Study on Hydrometallurgical Treatment of Oxide Ores Bearing Zinc

Abstract

As the depletion of zinc sulfide ores becomes more severe, investigations into the recovery of zinc from zinc oxide ores have aroused more interest. In this regard, acid-based hydrometallurgical treatment strategies have had great effectiveness. However, they are inadequate for low-grade zinc oxide ores. In this study, we examined the alkaline treatment of gossan for the recovery of oxide ores that bear zinc, such as siderite and limonite. Additionally, of particular note, the effects of a leaching agent, its concentration and time, temperature, liquid-to-solid ratio, as well as the agitation rate on the leaching of zinc from gossan were studied to evaluate the effects of these parameters on the kinetics of zinc dissolution. The results showed that the leaching of zinc is controlled by a single rate-controlling step with an activation energy of 4.458 kJ/mol before 120 min and 5.536 kJ/mol after 120 min, with zinc leaching efficiency less than 50% in all leachings.

1. Introduction

Gossan is a massive deposit formed by the oxidation and weathering of sulfide deposits. Its composition is dominated by neo-formed minerals, mainly oxidate, secondary sulfates, vitriol-bearing iron, and manganese such as goethite and hematite derived from sulfide oxidation. Gossan also contains remnants of gangue minerals, generally primary clays such as silicates bearing silicon, aluminum, and calcium [1,2,3,4,5,6,7,8].

Many metals such as lead, zinc, copper, nickel, and cobalt dissolve in sulfuric acid, and sulfuric acid is formed by the oxidation of pyrite and other sulfides as the sulfides weather and leach. These metals can then either co-precipitate with Fe compounds or adsorb onto their surfaces. The initial product of weathering is mainly amorphous ferric hydroxide, Fe(OH)₃, which gradually crystallizes to either goethite or hematite. Other important minerals associated with Fe oxides include jarosite, gypsum, clay minerals, and silica. If the metal and Fe compounds co-precipitate, they are incorporated into the Fe-mineral structure via isomorphous substitution, thus causing distortions in the unit cell dimensions depending on the ionic radii differences. During the weathering of sulfide minerals, silver, lead, and copper are strongly adsorbed by iron oxides under acidic conditions. In addition, gold can also form stable thiosulfate complexes that are oxidized into sulfates in sulfide-rich ore deposits under higher oxidation conditions. Therefore, gold remains in the iron cap as the main residual mineral and can be recovered [9,10,11,12].

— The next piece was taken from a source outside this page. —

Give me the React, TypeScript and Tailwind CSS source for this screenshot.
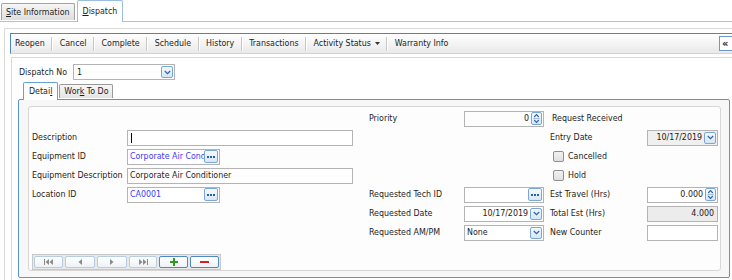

Zinc mainly comes from zinc sulfide ores, as sulfides are easy to be separated from gangue and can be enriched by conventional flotation techniques. However, with the continuous depletion of sulfide ores, strategies for extracting zinc metal from oxidized zinc ores are also being explored. Such ores include zinc-bearing minerals such as smithsonite (ZnCO₃), hydrozincite (2ZnCO₃·3Zn(OH)₂), zincite (ZnO), willemite (Zn₂SiO₄), hemimorphite (Zn₄Si₂O₇(OH)₂·H₂O), and other oxide minerals such as siderite (FeCO₃) and limonite (FeOOH·nH₂O). Additionally, zinc oxide ores are usually difficult to separate.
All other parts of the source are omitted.